Bapcor (ASX: BAP) managed to deliver some degree of top-line growth despite the significant impact of lockdowns in the first-half of FY22.
Financial results at a glance:
Revenue of $900m, up 1.9%
Net profit of $61m, down -13.7%
Net profit was in-line with the full-year guidance provided in October
Interim dividend of 10 cents per share, up 11.1%
Bell Potter and Citi were expecting a profit figure of $65m.
Morgans was perhaps a bit more forgiving, forecasting first-half profits of $57.1m and flat revenue growth. The broker said early indications of second-half trading will be key.
Bapcor shares are down -3.9% at 11:20 am AEDT.
Bapcor said business conditions improved as lockdown restrictions were eased around November.
Revenue in the December quarter was up 4.1% compared to the September quarter. Bapcor expects the momentum to continue through to the second half of FY22.
Margins were impacted due to a higher cost base as the business transitioned to a new Victorian distribution centre and supported team members during lockdown (paid pandemic leave, avoided standing team members down).
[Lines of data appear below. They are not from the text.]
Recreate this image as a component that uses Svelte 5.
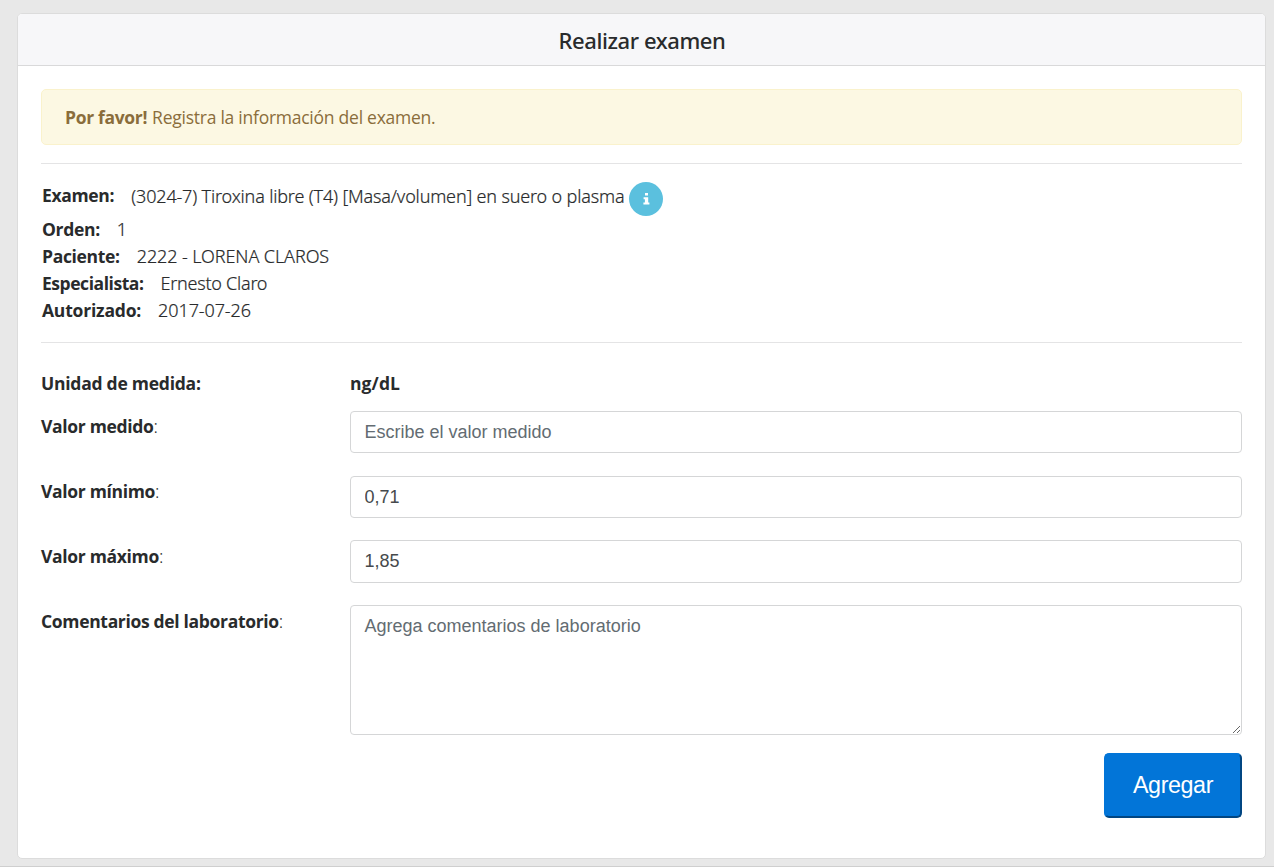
<script>
  const details = [
    { label: 'Orden:', value: '1', key: 'order' },
    { label: 'Paciente:', value: '2222 - LORENA CLAROS', key: 'patient' },
    { label: 'Especialista:', value: 'Ernesto Claro', key: 'specialist' },
    { label: 'Autorizado:', value: '2017-07-26', key: 'date' }
  ];
  let measured = $state('');
  let min = $state('0,71');
  let max = $state('1,85');
  let comments = $state('');
</script>

<main>
  <section class="card">
    <header><h1>Realizar examen</h1></header>
    <div class="body">
      <div class="alert"><strong>Por favor!</strong><span>Registra la información del examen.</span></div>
      <hr />
      <div class="details">
        <div class="row exam">
          <b>Examen:</b>
          <span class="value">(3024-7) Tiroxina libre (T4) [Masa/volumen] en suero o plasma</span>
          <button class="info" type="button" aria-label="Información">
            <svg width="7" height="12" viewBox="0 0 7 12" fill="#fff">
              <path d="M2 0h3v2.6H2zM.6 4.2h4.6v5.2h1.2v2H.4v-2h1.5V6.2H.6z" />
            </svg>
          </button>
        </div>
        {#each details as d}
          <div class="row {d.key}"><b>{d.label}</b><span class="value">{d.value}</span></div>
        {/each}
      </div>
      <hr />
      <form>
        <div class="field unit"><div class="label"><b>Unidad de medida:</b></div><b class="unit-value">ng/dL</b></div>
        <div class="field">
          <label for="measured"><b>Valor medido</b>:</label>
          <input id="measured" placeholder="Escribe el valor medido" bind:value={measured} />
        </div>
        <div class="field">
          <label for="min"><b>Valor mínimo</b>:</label>
          <input id="min" bind:value={min} />
        </div>
        <div class="field">
          <label for="max"><b>Valor máximo</b>:</label>
          <input id="max" bind:value={max} />
        </div>
        <div class="field comments">
          <label for="comments"><b>Comentarios del laboratorio</b>:</label>
          <textarea id="comments" placeholder="Agrega comentarios de laboratorio" bind:value={comments}></textarea>
        </div>
        <div class="actions"><button class="submit" type="button">Agregar</button></div>
      </form>
    </div>
  </section>
</main>

<style>
  :global(body) {
    background: #e8e8e8;
  }
  * {
    box-sizing: border-box;
  }
  main {
    height: 867px;
    padding: 13px 8px 8px 17px;
    border-bottom: 1px solid #cfcfcf;
    font: 300 18px/27px 'Noto Sans', 'Open Sans', sans-serif;
    color: #292b2c;
    overflow: hidden;
  }
  .card {
    height: 846px;
    background: #fff;
    border: 1px solid #dcdcdc;
    border-radius: 5px;
    overflow: hidden;
  }
  header {
    height: 52px;
    background: #f7f7f9;
    border-bottom: 1px solid #d9d9da;
    display: flex;
    align-items: center;
    justify-content: center;
  }
  h1 {
    margin: 1px 0 0 1px;
    font: 500 22px/27px 'Noto Sans', sans-serif;
    letter-spacing: -0.42px;
  }
  .body {
    padding: 23px;
  }
  b,
  strong {
    font: 700 17.5px/27px 'Open Sans', sans-serif;
    letter-spacing: -0.33px;
  }
  .alert {
    height: 56px;
    padding: 1px 23px 0;
    display: flex;
    align-items: center;
    gap: 5px;
    background: #fcf8e3;
    border: 1px solid #faf2cc;
    border-radius: 5px;
    color: #8a6d3b;
  }
  .alert span {
    font: 400 17.5px/27px 'Open Sans', sans-serif;
    letter-spacing: -0.25px;
  }
  hr {
    height: 1px;
    margin: 18px 0 0;
    border: 0;
    background: #e4e4e5;
  }
  .details {
    padding: 18px 0 0 1px;
  }
  .row {
    display: flex;
    height: 27px;
    align-items: center;
  }
  .value {
    margin-left: 17px;
    white-space: nowrap;
    letter-spacing: -0.1px;
    -webkit-text-stroke: 0.2px currentColor;
  }
  .exam {
    height: 34px;
    align-items: flex-start;
  }
  .exam .value {
    margin-top: 1px;
    letter-spacing: -0.165px;
  }
  .specialist b {
    letter-spacing: -0.45px;
  }
  .specialist .value {
    letter-spacing: -0.25px;
  }
  .date b {
    letter-spacing: -0.2px;
  }
  .info {
    width: 34px;
    height: 34px;
    margin-left: 5px;
    padding: 0;
    border: 0;
    border-radius: 50%;
    background: #5bc0de;
    display: flex;
    align-items: center;
    justify-content: center;
  }
  .details + hr {
    margin-top: 18px;
  }
  form {
    padding-top: 27px;
  }
  .field {
    display: grid;
    grid-template-columns: 309px 1fr;
    height: 42px;
    margin-bottom: 23px;
  }
  .field.unit {
    height: 27px;
    margin-bottom: 14px;
  }
  .unit b {
    letter-spacing: -0.25px;
  }
  .unit .unit-value {
    letter-spacing: 0.1px;
  }
  label {
    padding-top: 2px;
  }
  .field:nth-child(3) {
    margin-bottom: 22px;
  }
  .field:nth-child(4) {
    height: 43px;
    margin-bottom: 22px;
  }
  .field:nth-child(n + 4) label {
    padding-top: 3px;
  }
  input,
  textarea {
    display: block;
    width: 100%;
    height: 100%;
    margin: 0;
    padding: 7px 13.5px;
    border: 1px solid #d5d6d7;
    border-radius: 4px;
    background: #fff;
    font: 400 18px/27px 'Liberation Sans', Arial, sans-serif;
    color: #464a4c;
    outline: none;
  }
  textarea {
    resize: vertical;
  }
  ::placeholder {
    color: #636c72;
    opacity: 1;
  }
  .field.comments {
    height: 130px;
    margin-bottom: 18px;
  }
  .actions {
    display: flex;
    justify-content: flex-end;
  }
  .submit {
    width: 138px;
    height: 65px;
    padding: 0;
    border: 2px solid #0275d8;
    border-right-color: #014682;
    border-bottom-color: #014682;
    border-radius: 5px;
    background: #0275d8;
    color: #fff;
    font: 400 23.3px/27px 'Liberation Sans', Arial, sans-serif;
    letter-spacing: -0.4px;
  }
</style>
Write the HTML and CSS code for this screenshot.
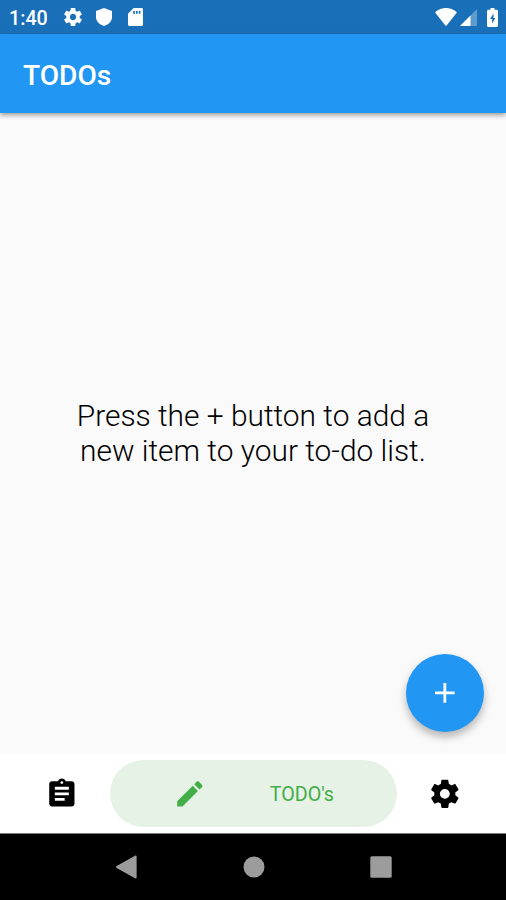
FILE: index.html
```
<!DOCTYPE html>
<html lang="en">
<head>
    <meta charset="UTF-8">
    <meta name="viewport" content="width=device-width, initial-scale=1.0">
    <title>TODOs</title>
    <link rel="stylesheet" href="styles.css">
</head>
<body>
    <div class="status-bar">
        <span class="clock">1:40</span>
        <svg class="status-gear" viewBox="2 2 20 20"><path d="M19.43 12.98c.04-.32.07-.64.07-.98s-.03-.66-.07-.98l2.11-1.65c.19-.15.24-.42.12-.64l-2-3.46c-.12-.22-.39-.3-.61-.22l-2.49 1c-.52-.4-1.08-.73-1.69-.98l-.38-2.65C14.46 2.18 14.25 2 14 2h-4c-.25 0-.46.18-.49.42l-.38 2.65c-.61.25-1.17.59-1.69.98l-2.49-1c-.23-.09-.49 0-.61.22l-2 3.46c-.13.22-.07.49.12.64l2.11 1.65c-.04.32-.07.65-.07.98s.03.66.07.98l-2.11 1.65c-.19.15-.24.42-.12.64l2 3.46c.12.22.39.3.61.22l2.49-1c.52.4 1.08.73 1.69.98l.38 2.65c.03.24.24.42.49.42h4c.25 0 .46-.18.49-.42l.38-2.65c.61-.25 1.17-.59 1.69-.98l2.49 1c.23.09.49 0 .61-.22l2-3.46c.12-.22.07-.49-.12-.64l-2.11-1.65zM12 15.5c-1.93 0-3.5-1.57-3.5-3.5s1.57-3.5 3.5-3.5 3.5 1.57 3.5 3.5-1.57 3.5-3.5 3.5z"/></svg>
        <svg class="status-shield" viewBox="0 0 16 18"><path d="M8 0l8 3v6c0 4-3 7.500-8 9-5-1.500-8-5-8-9V3z"/></svg>
        <svg class="status-card" viewBox="0 0 16 19"><path fill-rule="evenodd" d="M6 0h8.500C15.400 0 16 .7 16 1.600v15.800c0 .9-.7 1.600-1.600 1.600H1.600C.7 19 0 18.300 0 17.400V6zM5.500 3v3h1.800V3zm3 0v3h1.800V3zm3 0v3h1.800V3z"/></svg>
        <span class="spacer"></span>
        <svg class="status-wifi" viewBox="0 0 22 18"><path d="M11.600 17.500c-.3.4-.9.400-1.200 0L.5 5C.2 4.600.2 4.100.6 3.800 3.500 1.400 7 0 11 0s7.500 1.400 10.400 3.800c.4.3.4.8.1 1.200z"/></svg>
        <svg class="status-signal" viewBox="0 0 17 17"><path opacity=".3" d="M0 17L17 0v17z"/><path d="M0 17L10.500 6.500V17z"/></svg>
        <svg class="status-battery" viewBox="0 0 11 19"><path fill-rule="evenodd" d="M3.500 0h4v1.800h2c.9 0 1.500.6 1.500 1.500v14.200c0 .9-.6 1.500-1.500 1.500h-8C.6 19 0 18.400 0 17.500V3.300c0-.9.6-1.500 1.500-1.500h2zM6.500 5.500L3 11h2.200v4.500L8.300 10H6.500z"/></svg>
    </div>
    <header class="app-bar">
        <h1 class="app-title">TODOs</h1>
    </header>
    <main class="content">
        <p class="empty-text">Press the + button to add a<br>new item to your to-do list.</p>
        <button class="fab" aria-label="Add">
            <svg class="icon" viewBox="0 0 24 24"><path d="M19 13h-6v6h-2v-6H5v-2h6V5h2v6h6v2z"/></svg>
        </button>
    </main>
    <nav class="tabs">
        <a class="tab">
            <svg class="icon" viewBox="0 0 24 24"><path d="M19 3h-4.180C14.400 1.840 13.300 1 12 1c-1.300 0-2.400.84-2.820 2H5c-1.100 0-2 .9-2 2v14c0 1.100.9 2 2 2h14c1.100 0 2-.9 2-2V5c0-1.100-.9-2-2-2zm-7 0c.55 0 1 .45 1 1s-.45 1-1 1-1-.45-1-1 .45-1 1-1zm2 14H7v-2h7v2zm3-4H7v-2h10v2zm0-4H7V7h10v2z"/></svg>
        </a>
        <a class="tab tab-active">
            <svg class="icon" viewBox="0 0 24 24"><path d="M3 17.250V21h3.750L17.810 9.940l-3.750-3.750L3 17.250zM20.710 7.040c.39-.39.39-1.020 0-1.410l-2.340-2.340c-.39-.39-1.020-.39-1.410 0l-1.830 1.830 3.750 3.750 1.830-1.830z"/></svg>
            <span class="tab-label">TODO's</span>
        </a>
        <a class="tab">
            <svg class="icon" viewBox="0 0 24 24"><path d="M19.43 12.98c.04-.32.07-.64.07-.98s-.03-.66-.07-.98l2.11-1.65c.19-.15.24-.42.12-.64l-2-3.46c-.12-.22-.39-.3-.61-.22l-2.49 1c-.52-.4-1.08-.73-1.69-.98l-.38-2.65C14.46 2.18 14.25 2 14 2h-4c-.25 0-.46.18-.49.42l-.38 2.65c-.61.25-1.17.59-1.69.98l-2.49-1c-.23-.09-.49 0-.61.22l-2 3.46c-.13.22-.07.49.12.64l2.11 1.65c-.04.32-.07.65-.07.98s.03.66.07.98l-2.11 1.65c-.19.15-.24.42-.12.64l2 3.46c.12.22.39.3.61.22l2.49-1c.52.4 1.08.73 1.69.98l.38 2.65c.03.24.24.42.49.42h4c.25 0 .46-.18.49-.42l.38-2.65c.61-.25 1.17-.59 1.69-.98l2.49 1c.23.09.49 0 .61-.22l2-3.46c.12-.22.07-.49-.12-.64l-2.11-1.65zM12 15.5c-1.93 0-3.5-1.57-3.5-3.5s1.57-3.5 3.5-3.5 3.5 1.57 3.5 3.5-1.57 3.5-3.5 3.5z"/></svg>
        </a>
    </nav>
    <div class="system-nav">
        <svg class="sys-icon" viewBox="0 0 24 24"><path d="M1.600 11L20 .7c.8-.4 1.600 0 1.600.9v20.800c0 .9-.8 1.300-1.600.9L1.600 13c-.8-.5-.8-1.500 0-2z"/></svg>
        <svg class="sys-icon" viewBox="0 0 24 24"><circle cx="12" cy="12" r="10.500"/></svg>
        <svg class="sys-icon" viewBox="0 0 24 24"><rect x="1.300" y="1.300" width="21.400" height="21.400" rx="1.500"/></svg>
    </div>
</body>
</html>
```
FILE: styles.css
```
* {
    box-sizing: border-box;
}
body {
    margin: 0;
    height: 900px;
    display: flex;
    flex-direction: column;
    overflow: hidden;
    background-color: #fafafa;
    font-family: Roboto, sans-serif;
}
svg {
    display: block;
    flex: none;
    fill: currentColor;
}
.icon {
    width: 33.7px;
    height: 33.7px;
}

.status-bar {
    height: 34px;
    flex: none;
    display: flex;
    align-items: center;
    padding: 0 8px 0 9px;
    background-color: #1a70b8;
    color: #fff;
}
.clock {
    width: 55px;
    font-size: 19.7px;
    font-weight: 500;
    line-height: 32px;
    padding-top: 3px;
}
.status-gear {
    width: 18px;
    height: 18px;
}
.status-shield {
    width: 16px;
    height: 18px;
    margin-left: 14px;
}
.status-card {
    width: 15px;
    height: 18px;
    margin-left: 16px;
}
.spacer {
    flex: 1;
}
.status-wifi {
    width: 22px;
    height: 18px;
}
.status-signal {
    width: 17px;
    height: 17px;
    margin-left: 3px;
}
.status-battery {
    width: 11px;
    height: 19px;
    margin-left: 10px;
}

.app-bar {
    height: 79px;
    flex: none;
    display: flex;
    align-items: center;
    padding-top: 3px;
    padding-left: 23px;
    background-color: #2196f3;
    color: #fff;
    box-shadow: 0 2px 5px rgba(0, 0, 0, 0.4);
}
.app-title {
    margin: 0;
    font-size: 28.1px;
    font-weight: 500;
}

.content {
    flex: 1;
    display: flex;
    align-items: center;
    justify-content: center;
    position: relative;
}
.empty-text {
    margin: 0;
    padding-bottom: 2px;
    text-align: center;
    font-size: 29.9px;
    font-weight: 300;
    line-height: 35px;
    color: #000;
}
/* floating add button */
.fab {
    position: absolute;
    right: 22px;
    bottom: 22px;
    width: 78.5px;
    height: 78.5px;
    padding: 0;
    display: flex;
    align-items: center;
    justify-content: center;
    border: none;
    border-radius: 50%;
    background-color: #2196f3;
    color: #fff;
    box-shadow: 0 5px 9px rgba(0, 0, 0, 0.28);
}

.tabs {
    height: 79px;
    flex: none;
    display: flex;
    align-items: center;
    justify-content: space-between;
    padding: 0 13px 0 14px;
    background-color: #fff;
}
.tab {
    width: 96px;
    height: 67px;
    display: flex;
    align-items: center;
    justify-content: center;
    color: #000;
}
.tab-active {
    width: 287px;
    justify-content: flex-start;
    padding-left: 63px;
    border-radius: 34px;
    background-color: #e5f2e5;
    color: #43ad48;
}
.tab-label {
    margin-left: 63px;
    padding-top: 1px;
    font-size: 19.7px;
}

.system-nav {
    height: 67px;
    flex: none;
    display: flex;
    align-items: center;
    justify-content: center;
    gap: 103px;
    padding-left: 1px;
    border-top: 1px solid #777;
    background-color: #000;
    color: #9c9c9c;
}
.sys-icon {
    width: 24px;
    height: 24px;
}
```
Bapcor said current margins were at the same level as FY20, and expected to improve as the business comes out of lockdowns.
Leading into today's result, Morgans said that a "44/56% earnings skew [will be] required to meet the guidance statement".
Bapcor said January 2022 revenues are in-line with the previous year, despite a "slow start to the year due to Omicron".
M&A could play a big part in the year ahead, as Bapcor hinted at "further acquisitions in 2022 to supplement organic growth".
Since 31 December 2021, the company has signed 2 acquisitions which have added annualised revenues of cira $50m.
Bapcor concluded its earnings on a weak note, saying it hopes to deliver "pro forma earnings at least at the level of FY21."